Stay where you are, and make your corner of the universe your special study.
Perhaps you think you know everything that is to be known about people around you. But do you, I wonder? Do they know everything about you--your ideals and inner struggles, and aims and aspirations?
I doubt it.
Experience shows that very often the people we know least of all are those with whom we come into daily contact. We take them for granted. We do not even trouble to try to understand them. That they should have doubts and difficulties, heart-aches and hopes and high aspirations, even as we have, sometimes comes as a surprise to us.
Begin your observations just where you are now. See if you can find the glint of gold that is always somewhere below the surface in every human being, if we can but strike the right place. Try to sort out the reasons and the motives that are thick in the air around you. See if you can discern another side to a person's character than the one you have always accepted as a matter of course.

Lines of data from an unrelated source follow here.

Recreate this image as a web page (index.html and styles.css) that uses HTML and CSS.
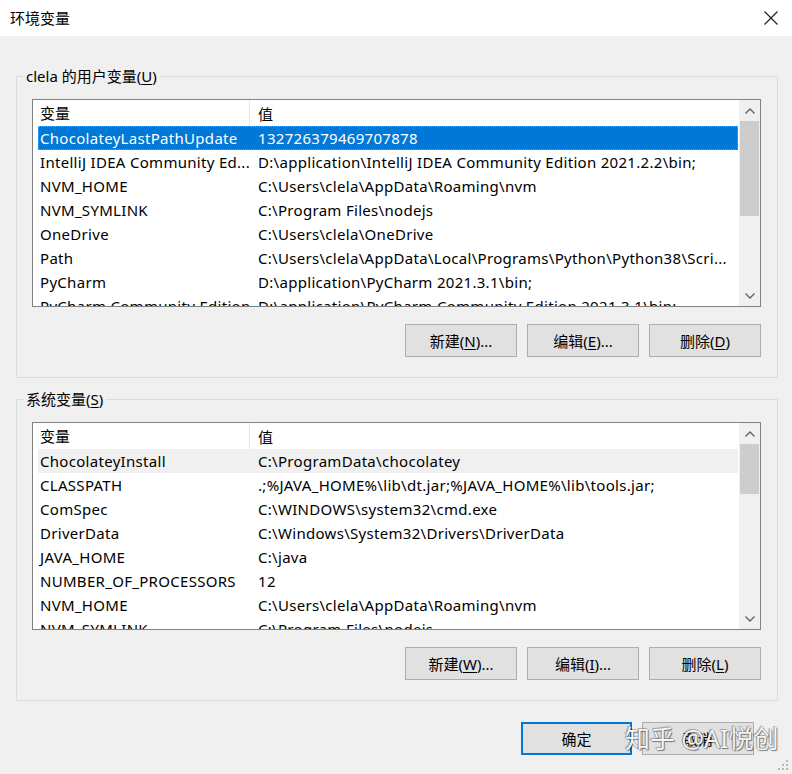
FILE: index.html
```html
<!DOCTYPE html>
<html>
<head>
<meta charset="utf-8">
<title>环境变量</title>
<link rel="stylesheet" href="styles.css">
</head>
<body>

<div class="titlebar">
  <span class="title">环境变量</span>
  <svg class="close" width="16" height="16" viewBox="0 0 16 16">
    <path d="M1.5 1.5 L14.5 14.5 M14.5 1.5 L1.5 14.5" stroke="#1a1a1a" stroke-width="1.1" fill="none"/>
  </svg>
</div>

<div class="content">

  <div class="group">
    <span class="group-title">clela 的用户变量(<u>U</u>)</span>
    <div class="list">
      <div class="list-main">
        <div class="list-head">
          <div class="hname">变量</div>
          <div class="hval">值</div>
        </div>
        <div class="row selected"><div class="name">ChocolateyLastPathUpdate</div><div class="val">132726379469707878</div></div>
        <div class="row"><div class="name">IntelliJ IDEA Community Ed...</div><div class="val">D:\application\IntelliJ IDEA Community Edition 2021.2.2\bin;</div></div>
        <div class="row"><div class="name">NVM_HOME</div><div class="val">C:\Users\clela\AppData\Roaming\nvm</div></div>
        <div class="row"><div class="name">NVM_SYMLINK</div><div class="val">C:\Program Files\nodejs</div></div>
        <div class="row"><div class="name">OneDrive</div><div class="val">C:\Users\clela\OneDrive</div></div>
        <div class="row"><div class="name">Path</div><div class="val">C:\Users\clela\AppData\Local\Programs\Python\Python38\Scri...</div></div>
        <div class="row"><div class="name">PyCharm</div><div class="val">D:\application\PyCharm 2021.3.1\bin;</div></div>
        <div class="row"><div class="name">PyCharm Community Edition</div><div class="val">D:\application\PyCharm Community Edition 2021.3.1\bin;</div></div>
      </div>
      <div class="scrollbar">
        <div class="arrow">
          <svg width="10" height="6" viewBox="0 0 10 6"><path d="M0.5 5.5 L5 1 L9.5 5.5" stroke="#606060" stroke-width="1.3" fill="none"/></svg>
        </div>
        <div class="track">
          <div class="thumb thumb-user"></div>
        </div>
        <div class="arrow">
          <svg width="10" height="6" viewBox="0 0 10 6"><path d="M0.5 0.5 L5 5 L9.5 0.5" stroke="#606060" stroke-width="1.3" fill="none"/></svg>
        </div>
      </div>
    </div>
    <div class="buttons">
      <button class="btn">新建(<u>N</u>)...</button>
      <button class="btn">编辑(<u>E</u>)...</button>
      <button class="btn">删除(<u>D</u>)</button>
    </div>
  </div>

  <div class="group group-sys">
    <span class="group-title">系统变量(<u>S</u>)</span>
    <div class="list">
      <div class="list-main">
        <div class="list-head">
          <div class="hname">变量</div>
          <div class="hval">值</div>
        </div>
        <div class="row hover"><div class="name">ChocolateyInstall</div><div class="val">C:\ProgramData\chocolatey</div></div>
        <div class="row"><div class="name">CLASSPATH</div><div class="val">.;%JAVA_HOME%\lib\dt.jar;%JAVA_HOME%\lib\tools.jar;</div></div>
        <div class="row"><div class="name">ComSpec</div><div class="val">C:\WINDOWS\system32\cmd.exe</div></div>
        <div class="row"><div class="name">DriverData</div><div class="val">C:\Windows\System32\Drivers\DriverData</div></div>
        <div class="row"><div class="name">JAVA_HOME</div><div class="val">C:\java</div></div>
        <div class="row"><div class="name">NUMBER_OF_PROCESSORS</div><div class="val">12</div></div>
        <div class="row"><div class="name">NVM_HOME</div><div class="val">C:\Users\clela\AppData\Roaming\nvm</div></div>
        <div class="row"><div class="name">NVM_SYMLINK</div><div class="val">C:\Program Files\nodejs</div></div>
      </div>
      <div class="scrollbar">
        <div class="arrow">
          <svg width="10" height="6" viewBox="0 0 10 6"><path d="M0.5 5.5 L5 1 L9.5 5.5" stroke="#606060" stroke-width="1.3" fill="none"/></svg>
        </div>
        <div class="track">
          <div class="thumb thumb-sys"></div>
        </div>
        <div class="arrow">
          <svg width="10" height="6" viewBox="0 0 10 6"><path d="M0.5 0.5 L5 5 L9.5 0.5" stroke="#606060" stroke-width="1.3" fill="none"/></svg>
        </div>
      </div>
    </div>
    <div class="buttons">
      <button class="btn">新建(<u>W</u>)...</button>
      <button class="btn">编辑(<u>I</u>)...</button>
      <button class="btn">删除(<u>L</u>)</button>
    </div>
  </div>

  <div class="footer">
    <button class="btn btn-default">确定</button>
    <button class="btn">取消</button>
  </div>

</div>

<div class="watermark">知乎 @AI悦创</div>

<svg class="grip" width="12" height="12" viewBox="0 0 12 12">
  <rect x="9" y="1" width="2" height="2" fill="#b8b8b8"/>
  <rect x="5" y="5" width="2" height="2" fill="#b8b8b8"/>
  <rect x="9" y="5" width="2" height="2" fill="#b8b8b8"/>
  <rect x="1" y="9" width="2" height="2" fill="#b8b8b8"/>
  <rect x="5" y="9" width="2" height="2" fill="#b8b8b8"/>
  <rect x="9" y="9" width="2" height="2" fill="#b8b8b8"/>
</svg>

</body>
</html>
```

FILE: styles.css
```css
* {
  box-sizing: border-box;
}
body {
  margin: 0;
  width: 792px;
  height: 774px;
  overflow: hidden;
  position: relative;
  background-color: #f0f0f0;
  color: #000;
  font-family: "Noto Sans", "Noto Sans CJK SC", sans-serif;
  font-size: 15px;
}
u {
  text-decoration: underline;
  text-underline-offset: 2px;
}

/* 標題列 */
.titlebar {
  height: 36px;
  background-color: #fff;
  display: flex;
  align-items: center;
  justify-content: space-between;
  padding: 0 13px 1px 10px;
}
.title {
  line-height: 20px;
}

.content {
  padding: 40px 14px 0 16px;
}

/* 分組框 */
.group {
  position: relative;
  height: 302px;
  border: 1px solid #dcdcdc;
  padding: 22px 16px 0 15px;
}
.group-sys {
  margin-top: 21px;
}
.group-title {
  position: absolute;
  top: -11px;
  left: 6px;
  padding: 0 3px;
  line-height: 20px;
  background-color: #f0f0f0;
}

/* 清單 */
.list {
  height: 208px;
  border: 1px solid #828282;
  background-color: #fff;
  display: flex;
}
.list-main {
  flex: 1;
  overflow: hidden;
}
.list-head {
  height: 26px;
  display: flex;
  align-items: center;
}
.hname {
  width: 217px;
  padding-left: 7px;
  border-right: 1px solid #e5e5e5;
  line-height: 26px;
}
.hval {
  padding-left: 8px;
}
.row {
  height: 24px;
  margin: 0 1px 0 5px;
  display: flex;
  align-items: center;
  white-space: nowrap;
  letter-spacing: 0.3px;
}
.row .name {
  width: 212px;
  padding-left: 2px;
  overflow: hidden;
}
.row .val {
  flex: 1;
  padding-left: 8px;
  overflow: hidden;
}
.row.selected {
  background-color: #0078d7;
  color: #fff;
  outline: 1px dotted #5fa8e8;
  outline-offset: -1px;
}
.row.hover {
  background-color: #f0f0f0;
}

/* 捲軸 */
.scrollbar {
  width: 21px;
  background-color: #f0f0f0;
  display: flex;
  flex-direction: column;
}
.arrow {
  height: 21px;
  display: flex;
  align-items: center;
  justify-content: center;
}
.track {
  flex: 1;
  padding: 0 1px;
}
.thumb {
  background-color: #cdcdcd;
}
.thumb-user {
  height: 95px;
}
.thumb-sys {
  height: 50px;
}

/* 按鈕 */
.buttons {
  margin-top: 17px;
  display: flex;
  justify-content: flex-end;
  gap: 10px;
}
.btn {
  width: 112px;
  height: 33px;
  background-color: #e1e1e1;
  border: 1px solid #adadad;
  font-family: inherit;
  font-size: 15px;
  color: #000;
  padding: 0;
}
.btn-default {
  width: 111px;
  border: 2px solid #0078d7;
}
.footer {
  margin-top: 21px;
  padding-right: 24px;
  display: flex;
  justify-content: flex-end;
  gap: 10px;
}

/* 浮水印 */
.watermark {
  position: absolute;
  left: 625px;
  top: 722px;
  font-size: 25px;
  line-height: 32px;
  color: #f6f6f6;
  text-shadow: 0 0 1px #555, 1px 1px 1px rgba(0, 0, 0, 0.45), -1px -1px 1px rgba(0, 0, 0, 0.25);
  white-space: nowrap;
}
.grip {
  position: absolute;
  right: 3px;
  bottom: 3px;
}
```
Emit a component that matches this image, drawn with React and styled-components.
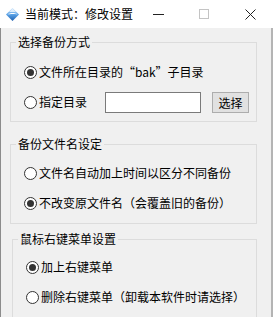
import React from "react";
import styled, { createGlobalStyle } from "styled-components";

const Global = createGlobalStyle`
  html, body { margin: 0; padding: 0; background: #f0f0f0; }
  #root { width: 273px; height: 317px; overflow: hidden; }
  * { box-sizing: border-box; }
`;

const FONT = `"Noto Sans CJK SC", "Microsoft YaHei", "Liberation Sans", sans-serif`;

const Window = styled.div`
  width: 273px;
  height: 317px;
  display: flex;
  flex-direction: column;
  font-family: ${FONT};
  font-size: 12px;
  color: #000;
  background: #f0f0f0;
`;

const TitleBar = styled.div`
  height: 28px;
  flex: none;
  background: #fff;
  display: flex;
  align-items: center;
`;

const AppIcon = styled.svg`
  width: 15px;
  height: 15px;
  margin-left: 5px;
  flex: none;
`;

const Title = styled.div`
  margin-left: 5px;
  line-height: 14px;
  flex: 1;
  white-space: nowrap;
`;

const CtlButton = styled.div`
  width: 46px;
  height: 28px;
  display: flex;
  align-items: center;
  justify-content: center;
  flex: none;
`;

const Body = styled.div`
  flex: 1;
  padding: 14px 14px 0 9px;
  border-left: 1px solid #8c8c8c;
  border-right: 2px solid #b4b4b4;
  display: flex;
  flex-direction: column;
`;

const Group = styled.div`
  position: relative;
  border: 1px solid #dcdcdc;
  margin-top: ${(p) => p.$mt || 0}px;
  margin-left: ${(p) => p.$ml || 0}px;
  padding: ${(p) => p.$pt}px 0 ${(p) => p.$pb}px 13px;
  margin-left: ${(p) => (p.$ml || 0) - 1}px;
`;

const Legend = styled.span`
  position: absolute;
  top: -8px;
  left: 5px;
  padding: 0 2px;
  background: #f0f0f0;
  line-height: 14px;
  white-space: nowrap;
`;

const Row = styled.div`
  height: 30px;
  display: flex;
  align-items: center;
  white-space: nowrap;
`;

const RadioCircle = styled.span`
  width: 13px;
  height: 13px;
  border-radius: 50%;
  border: 1px solid #333;
  background: #fff;
  flex: none;
  display: flex;
  align-items: center;
  justify-content: center;
  margin-right: 2px;
  &::after {
    content: "";
    width: 7px;
    height: 7px;
    border-radius: 50%;
    background: ${(p) => (p.$checked ? "#333" : "transparent")};
  }
`;

const Label = styled.span`
  line-height: 14px;
`;

const TextBox = styled.div`
  width: 96px;
  height: 21px;
  border: 1px solid #7a7a7a;
  background: #fff;
  margin-left: 18px;
  flex: none;
`;

const Button = styled.div`
  width: 37px;
  height: 21px;
  margin-left: 11px;
  margin-top: 1px;
  border: 1px solid #adadad;
  background: #e1e1e1;
  display: flex;
  align-items: center;
  justify-content: center;
  line-height: 14px;
  flex: none;
`;

const Radio = ({ checked, children }) => (
  <>
    <RadioCircle $checked={checked} />
    <Label>{children}</Label>
  </>
);

export default function App() {
  return (
    <>
      <Global />
      <Window>
        <TitleBar>
          <AppIcon viewBox="0 0 15 15">
            <defs>
              <linearGradient id="g1" x1="0" y1="0" x2="0" y2="1">
                <stop offset="0" stopColor="#cfe6fb" />
                <stop offset="0.5" stopColor="#5aa2e6" />
                <stop offset="1" stopColor="#1d5fb0" />
              </linearGradient>
            </defs>
            <path d="M7.5 1 L14 7.5 L7.5 14 L1 7.5 Z" fill="url(#g1)" />
            <path d="M2.5 7.5 C5 5.5 10 5.5 12.5 7.5 C10 6.8 5 6.8 2.5 7.5 Z" fill="#fff" />
            <path d="M4 5 L7.5 1.8 L11 5 Z" fill="#eef6ff" opacity="0.8" />
          </AppIcon>
          <Title>当前模式：修改设置</Title>
          <CtlButton>
            <svg width="11" height="11" viewBox="0 0 11 11">
              <line x1="0" y1="5.5" x2="11" y2="5.5" stroke="#222" strokeWidth="1" />
            </svg>
          </CtlButton>
          <CtlButton>
            <svg width="10" height="10" viewBox="0 0 10 10">
              <rect x="0.5" y="0.5" width="9" height="9" fill="none" stroke="#c4c4c4" strokeWidth="1" />
            </svg>
          </CtlButton>
          <CtlButton>
            <svg width="11" height="11" viewBox="0 0 11 11">
              <path d="M0.5 0.5 L10.5 10.5 M10.5 0.5 L0.5 10.5" stroke="#222" strokeWidth="1" />
            </svg>
          </CtlButton>
        </TitleBar>
        <Body>
          <Group $pt={14} $pb={4} $ml={1}>
            <Legend>选择备份方式</Legend>
            <Row>
              <Radio checked>文件所在目录的“bak”子目录</Radio>
            </Row>
            <Row>
              <Radio>指定目录</Radio>
              <TextBox />
              <Button>选择</Button>
            </Row>
          </Group>
          <Group $pt={13} $pb={5} $mt={22} $ml={1}>
            <Legend>备份文件名设定</Legend>
            <Row>
              <Radio>文件名自动加上时间以区分不同备份</Radio>
            </Row>
            <Row>
              <Radio checked>不改变原文件名（会覆盖旧的备份）</Radio>
            </Row>
          </Group>
          <Group $pt={12} $pb={6} $mt={15} $ml={3}>
            <Legend>鼠标右键菜单设置</Legend>
            <Row>
              <Radio checked>加上右键菜单</Radio>
            </Row>
            <Row>
              <Radio>删除右键菜单（卸载本软件时请选择）</Radio>
            </Row>
          </Group>
        </Body>
      </Window>
    </>
  );
}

And write down your discoveries and your observations. You will need them later on.
Here, then, is the first step in training yourself for authorship. It is only one step, I admit; but you will find it can be made to cover a good deal of ground.
PART THREE
THE HELP THAT BOOKS CAN GIVE
Steady, quiet, consecutive reading is necessary if we are to do steady quiet, consecutive thinking; and, without such thinking, it is impossible for writers to produce anything worth while.
The Bane of "Browsing"
With such matters as reading for recreation we have nothing to do here. Training for authorship means work, regular work, stiff mental work.